**YOUR OBJECTIVE**
Find each line containing the string "this". Copy it.

**DATA LINES**
◇ ◇ ◇ ◇ ◇ ◇ ◇

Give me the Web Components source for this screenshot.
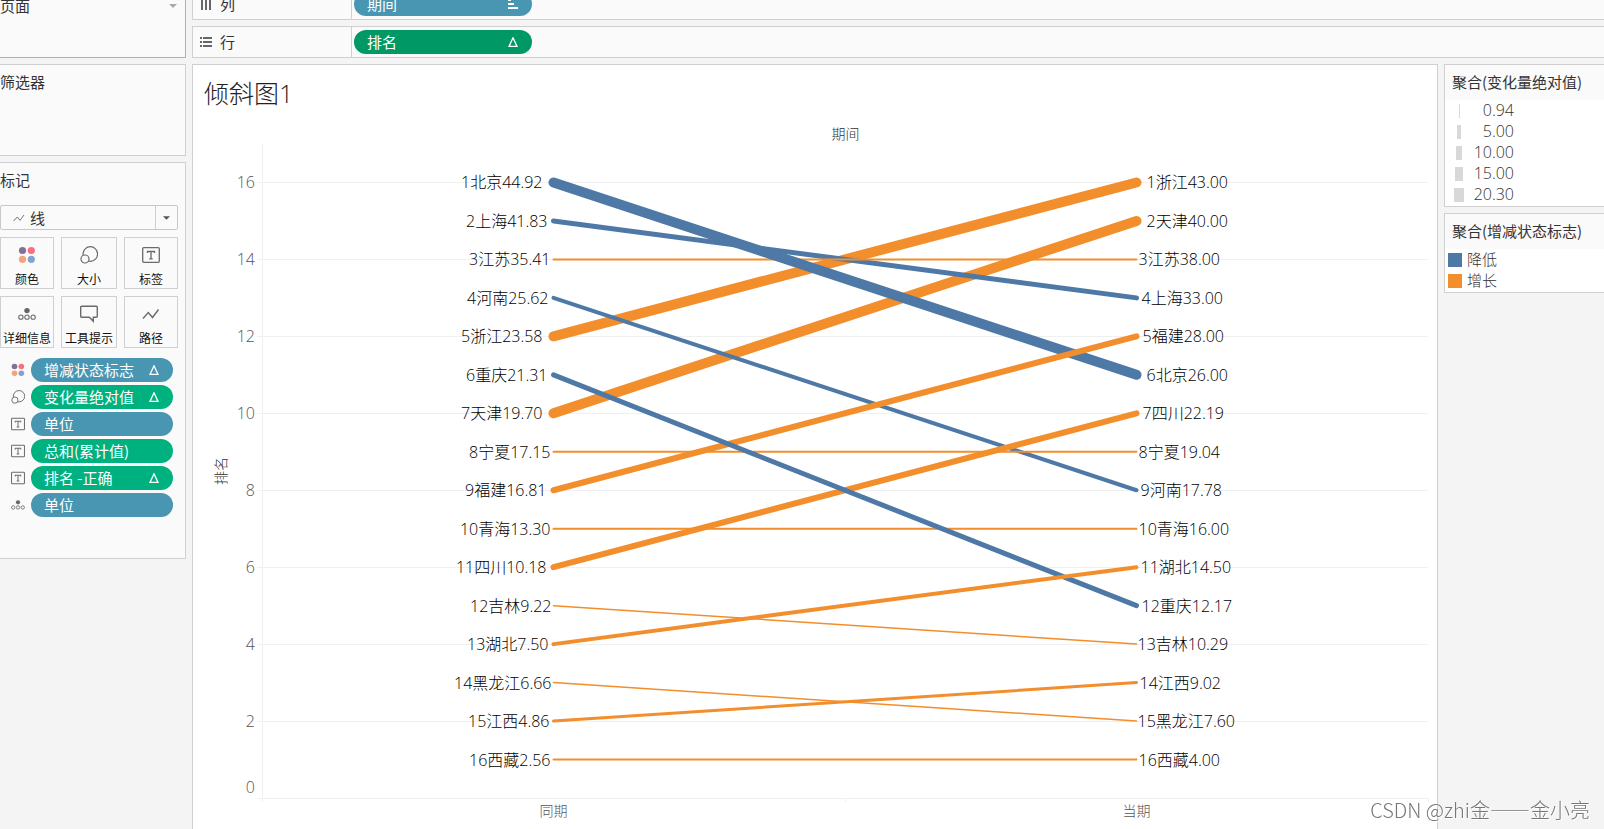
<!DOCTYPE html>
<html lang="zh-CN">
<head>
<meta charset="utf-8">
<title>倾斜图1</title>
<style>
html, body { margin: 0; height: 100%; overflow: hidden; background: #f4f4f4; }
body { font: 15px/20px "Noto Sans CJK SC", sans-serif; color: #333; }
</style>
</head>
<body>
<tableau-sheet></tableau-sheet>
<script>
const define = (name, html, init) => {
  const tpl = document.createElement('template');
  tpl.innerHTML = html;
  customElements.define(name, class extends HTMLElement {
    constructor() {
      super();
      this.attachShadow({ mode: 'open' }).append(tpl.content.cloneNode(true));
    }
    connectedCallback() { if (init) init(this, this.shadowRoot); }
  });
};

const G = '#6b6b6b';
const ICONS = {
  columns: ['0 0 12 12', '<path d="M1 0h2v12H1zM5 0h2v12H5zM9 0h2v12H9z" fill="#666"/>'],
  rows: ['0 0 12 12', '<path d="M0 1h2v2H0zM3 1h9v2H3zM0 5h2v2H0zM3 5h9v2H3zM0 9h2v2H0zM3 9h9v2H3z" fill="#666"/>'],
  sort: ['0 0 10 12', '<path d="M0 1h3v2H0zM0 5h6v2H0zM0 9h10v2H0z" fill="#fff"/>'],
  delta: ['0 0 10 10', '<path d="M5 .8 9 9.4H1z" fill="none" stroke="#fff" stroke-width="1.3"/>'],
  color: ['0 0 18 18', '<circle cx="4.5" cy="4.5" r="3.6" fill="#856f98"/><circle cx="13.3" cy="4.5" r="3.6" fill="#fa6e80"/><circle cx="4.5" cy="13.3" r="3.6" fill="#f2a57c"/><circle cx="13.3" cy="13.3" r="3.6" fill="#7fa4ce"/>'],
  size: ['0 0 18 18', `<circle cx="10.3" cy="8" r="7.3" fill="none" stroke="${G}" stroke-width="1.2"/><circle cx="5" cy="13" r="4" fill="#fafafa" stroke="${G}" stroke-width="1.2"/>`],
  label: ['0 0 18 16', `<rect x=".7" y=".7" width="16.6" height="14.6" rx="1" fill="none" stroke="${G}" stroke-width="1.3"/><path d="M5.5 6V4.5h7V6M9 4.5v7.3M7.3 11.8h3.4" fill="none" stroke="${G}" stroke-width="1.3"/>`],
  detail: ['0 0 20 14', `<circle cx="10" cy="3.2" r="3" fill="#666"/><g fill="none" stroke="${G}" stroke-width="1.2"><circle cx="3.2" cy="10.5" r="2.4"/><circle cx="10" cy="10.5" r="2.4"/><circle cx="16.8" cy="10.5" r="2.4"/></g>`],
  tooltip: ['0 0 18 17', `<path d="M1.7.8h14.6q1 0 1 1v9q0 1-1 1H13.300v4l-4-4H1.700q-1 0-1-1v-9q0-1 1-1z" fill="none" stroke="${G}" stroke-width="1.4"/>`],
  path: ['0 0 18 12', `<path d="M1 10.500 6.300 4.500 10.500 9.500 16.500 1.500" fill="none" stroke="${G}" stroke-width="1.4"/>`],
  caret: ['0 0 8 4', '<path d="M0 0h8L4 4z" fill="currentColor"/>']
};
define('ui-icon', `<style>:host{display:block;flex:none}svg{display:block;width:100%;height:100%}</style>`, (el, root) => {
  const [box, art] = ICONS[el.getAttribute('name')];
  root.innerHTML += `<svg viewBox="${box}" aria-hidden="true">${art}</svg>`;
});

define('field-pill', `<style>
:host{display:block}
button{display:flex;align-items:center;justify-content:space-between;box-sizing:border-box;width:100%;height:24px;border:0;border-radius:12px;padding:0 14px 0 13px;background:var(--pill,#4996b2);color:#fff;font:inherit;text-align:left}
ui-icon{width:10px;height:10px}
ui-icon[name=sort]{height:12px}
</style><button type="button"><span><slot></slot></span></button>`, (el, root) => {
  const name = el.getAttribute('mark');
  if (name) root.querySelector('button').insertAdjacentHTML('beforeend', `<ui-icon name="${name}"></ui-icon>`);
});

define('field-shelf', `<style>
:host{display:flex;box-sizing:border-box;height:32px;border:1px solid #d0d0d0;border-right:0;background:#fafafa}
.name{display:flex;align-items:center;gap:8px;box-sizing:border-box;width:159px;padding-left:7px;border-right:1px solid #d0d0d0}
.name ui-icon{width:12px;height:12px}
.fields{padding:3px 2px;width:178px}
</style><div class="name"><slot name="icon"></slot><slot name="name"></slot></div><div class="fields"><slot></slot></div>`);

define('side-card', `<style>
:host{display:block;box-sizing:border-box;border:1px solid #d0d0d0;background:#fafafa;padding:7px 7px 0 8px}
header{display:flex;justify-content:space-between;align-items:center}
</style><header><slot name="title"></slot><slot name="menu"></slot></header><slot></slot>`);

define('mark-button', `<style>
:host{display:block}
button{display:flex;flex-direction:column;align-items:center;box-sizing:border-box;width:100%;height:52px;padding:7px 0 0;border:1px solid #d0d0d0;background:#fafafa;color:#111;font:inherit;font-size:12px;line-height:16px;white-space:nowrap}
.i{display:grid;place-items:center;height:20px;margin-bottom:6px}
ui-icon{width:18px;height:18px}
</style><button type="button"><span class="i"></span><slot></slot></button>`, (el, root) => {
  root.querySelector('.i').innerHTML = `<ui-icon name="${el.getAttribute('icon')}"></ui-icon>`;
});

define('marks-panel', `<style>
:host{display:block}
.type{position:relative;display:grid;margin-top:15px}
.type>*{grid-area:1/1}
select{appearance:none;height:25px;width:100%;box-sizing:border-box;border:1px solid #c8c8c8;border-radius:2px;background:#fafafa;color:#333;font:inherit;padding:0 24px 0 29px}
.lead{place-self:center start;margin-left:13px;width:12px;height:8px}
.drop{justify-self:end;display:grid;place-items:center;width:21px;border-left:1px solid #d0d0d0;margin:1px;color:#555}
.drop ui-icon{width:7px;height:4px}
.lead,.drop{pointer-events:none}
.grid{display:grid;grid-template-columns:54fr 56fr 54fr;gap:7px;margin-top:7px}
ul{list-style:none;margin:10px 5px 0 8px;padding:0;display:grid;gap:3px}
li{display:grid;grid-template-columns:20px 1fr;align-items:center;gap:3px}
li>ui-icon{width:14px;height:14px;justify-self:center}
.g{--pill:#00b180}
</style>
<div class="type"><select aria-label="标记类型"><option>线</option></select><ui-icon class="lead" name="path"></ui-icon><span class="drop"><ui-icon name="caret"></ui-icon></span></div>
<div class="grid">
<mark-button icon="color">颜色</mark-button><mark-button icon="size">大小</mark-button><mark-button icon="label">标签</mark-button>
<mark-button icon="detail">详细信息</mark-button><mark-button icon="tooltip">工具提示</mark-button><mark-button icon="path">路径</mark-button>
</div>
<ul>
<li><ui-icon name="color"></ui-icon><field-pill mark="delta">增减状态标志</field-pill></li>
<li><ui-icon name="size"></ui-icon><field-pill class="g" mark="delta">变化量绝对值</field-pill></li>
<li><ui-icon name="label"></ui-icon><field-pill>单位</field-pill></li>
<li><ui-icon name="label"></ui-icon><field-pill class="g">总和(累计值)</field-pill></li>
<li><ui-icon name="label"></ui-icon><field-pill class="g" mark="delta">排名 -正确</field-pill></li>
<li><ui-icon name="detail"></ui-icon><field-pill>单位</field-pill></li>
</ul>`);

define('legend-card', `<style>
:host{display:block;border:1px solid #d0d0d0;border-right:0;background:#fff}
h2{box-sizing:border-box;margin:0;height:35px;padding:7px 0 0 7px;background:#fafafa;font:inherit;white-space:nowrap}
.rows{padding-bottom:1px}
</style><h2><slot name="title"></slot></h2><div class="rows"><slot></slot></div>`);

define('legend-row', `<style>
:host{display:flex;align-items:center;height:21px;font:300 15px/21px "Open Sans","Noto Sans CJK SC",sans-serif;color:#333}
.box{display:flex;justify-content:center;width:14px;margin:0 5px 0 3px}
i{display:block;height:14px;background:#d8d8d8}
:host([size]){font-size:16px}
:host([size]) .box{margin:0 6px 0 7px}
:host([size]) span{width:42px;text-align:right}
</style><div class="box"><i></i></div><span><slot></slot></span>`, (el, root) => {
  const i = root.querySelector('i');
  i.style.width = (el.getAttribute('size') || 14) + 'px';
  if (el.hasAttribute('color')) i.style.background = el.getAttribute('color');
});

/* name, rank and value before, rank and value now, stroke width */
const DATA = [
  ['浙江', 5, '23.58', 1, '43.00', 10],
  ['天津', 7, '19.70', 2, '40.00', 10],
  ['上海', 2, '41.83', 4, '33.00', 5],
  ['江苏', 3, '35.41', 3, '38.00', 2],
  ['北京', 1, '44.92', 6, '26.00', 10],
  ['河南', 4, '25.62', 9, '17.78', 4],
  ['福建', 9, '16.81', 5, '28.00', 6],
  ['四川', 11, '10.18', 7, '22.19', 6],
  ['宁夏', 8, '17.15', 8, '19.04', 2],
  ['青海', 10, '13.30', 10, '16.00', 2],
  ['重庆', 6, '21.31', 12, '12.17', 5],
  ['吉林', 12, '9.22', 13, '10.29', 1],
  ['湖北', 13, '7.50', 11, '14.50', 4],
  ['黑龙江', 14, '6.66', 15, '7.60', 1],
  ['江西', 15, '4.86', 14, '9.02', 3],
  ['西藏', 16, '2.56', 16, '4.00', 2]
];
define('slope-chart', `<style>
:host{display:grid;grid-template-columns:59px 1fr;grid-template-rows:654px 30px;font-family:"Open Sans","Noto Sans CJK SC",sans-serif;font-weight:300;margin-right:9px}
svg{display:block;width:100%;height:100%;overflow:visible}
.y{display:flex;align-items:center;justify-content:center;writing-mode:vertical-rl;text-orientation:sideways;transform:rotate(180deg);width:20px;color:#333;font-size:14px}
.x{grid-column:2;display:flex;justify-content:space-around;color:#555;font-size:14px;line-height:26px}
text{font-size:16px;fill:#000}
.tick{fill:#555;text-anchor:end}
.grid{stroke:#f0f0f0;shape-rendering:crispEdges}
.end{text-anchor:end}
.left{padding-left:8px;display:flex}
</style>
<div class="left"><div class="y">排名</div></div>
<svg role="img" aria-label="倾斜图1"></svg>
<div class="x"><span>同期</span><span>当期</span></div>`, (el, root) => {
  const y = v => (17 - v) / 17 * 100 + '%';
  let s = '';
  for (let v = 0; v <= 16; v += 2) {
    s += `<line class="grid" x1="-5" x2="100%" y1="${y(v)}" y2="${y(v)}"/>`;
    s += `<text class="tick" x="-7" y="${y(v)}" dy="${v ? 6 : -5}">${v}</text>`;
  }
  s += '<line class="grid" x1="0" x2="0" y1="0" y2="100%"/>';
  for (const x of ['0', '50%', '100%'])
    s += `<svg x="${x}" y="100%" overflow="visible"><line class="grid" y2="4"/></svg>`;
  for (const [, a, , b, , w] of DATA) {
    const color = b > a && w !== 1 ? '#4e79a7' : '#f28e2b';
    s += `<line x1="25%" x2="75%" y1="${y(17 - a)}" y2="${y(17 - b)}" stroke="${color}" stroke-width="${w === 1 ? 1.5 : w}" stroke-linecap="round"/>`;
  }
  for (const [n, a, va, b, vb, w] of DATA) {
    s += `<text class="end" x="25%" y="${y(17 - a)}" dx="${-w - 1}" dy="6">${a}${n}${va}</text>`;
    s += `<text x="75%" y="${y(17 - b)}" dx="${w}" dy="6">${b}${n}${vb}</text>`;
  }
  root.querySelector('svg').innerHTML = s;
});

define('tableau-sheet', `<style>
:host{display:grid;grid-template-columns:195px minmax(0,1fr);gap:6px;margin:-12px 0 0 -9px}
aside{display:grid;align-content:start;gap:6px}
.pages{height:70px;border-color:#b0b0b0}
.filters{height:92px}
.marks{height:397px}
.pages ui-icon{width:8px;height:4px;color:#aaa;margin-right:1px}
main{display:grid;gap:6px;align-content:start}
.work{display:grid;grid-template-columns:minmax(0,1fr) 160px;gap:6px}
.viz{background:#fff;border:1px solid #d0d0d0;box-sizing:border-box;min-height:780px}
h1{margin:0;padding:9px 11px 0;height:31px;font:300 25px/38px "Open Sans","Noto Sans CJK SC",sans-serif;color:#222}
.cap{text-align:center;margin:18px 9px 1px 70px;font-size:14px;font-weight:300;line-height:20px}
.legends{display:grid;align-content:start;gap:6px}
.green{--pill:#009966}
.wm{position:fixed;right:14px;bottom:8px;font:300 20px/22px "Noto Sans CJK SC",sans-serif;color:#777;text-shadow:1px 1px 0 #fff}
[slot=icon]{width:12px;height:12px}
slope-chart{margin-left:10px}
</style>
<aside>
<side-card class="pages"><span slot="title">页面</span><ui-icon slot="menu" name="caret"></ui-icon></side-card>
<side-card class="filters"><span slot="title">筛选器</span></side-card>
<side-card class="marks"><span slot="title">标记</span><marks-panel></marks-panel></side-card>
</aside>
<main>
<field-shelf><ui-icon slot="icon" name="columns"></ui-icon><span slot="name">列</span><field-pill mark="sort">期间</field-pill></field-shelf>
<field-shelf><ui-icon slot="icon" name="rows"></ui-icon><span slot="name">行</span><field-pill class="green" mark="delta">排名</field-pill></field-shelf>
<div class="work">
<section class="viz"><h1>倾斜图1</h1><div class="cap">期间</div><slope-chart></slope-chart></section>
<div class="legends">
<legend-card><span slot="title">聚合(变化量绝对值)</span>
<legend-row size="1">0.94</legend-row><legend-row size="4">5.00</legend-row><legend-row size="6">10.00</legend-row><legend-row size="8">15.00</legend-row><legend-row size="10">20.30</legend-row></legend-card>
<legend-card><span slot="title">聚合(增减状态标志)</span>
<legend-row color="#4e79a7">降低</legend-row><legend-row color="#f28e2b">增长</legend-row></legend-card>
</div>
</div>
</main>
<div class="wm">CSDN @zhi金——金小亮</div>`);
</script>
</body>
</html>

◇ ◇ ◇ ◇ ◇ ◇ ◇

**COMPLETED EXERCISE**
Give me the Web Components source for this screenshot.
      this.attachShadow({ mode: 'open' }).append(tpl.content.cloneNode(true));
    connectedCallback() { if (init) init(this, this.shadowRoot); }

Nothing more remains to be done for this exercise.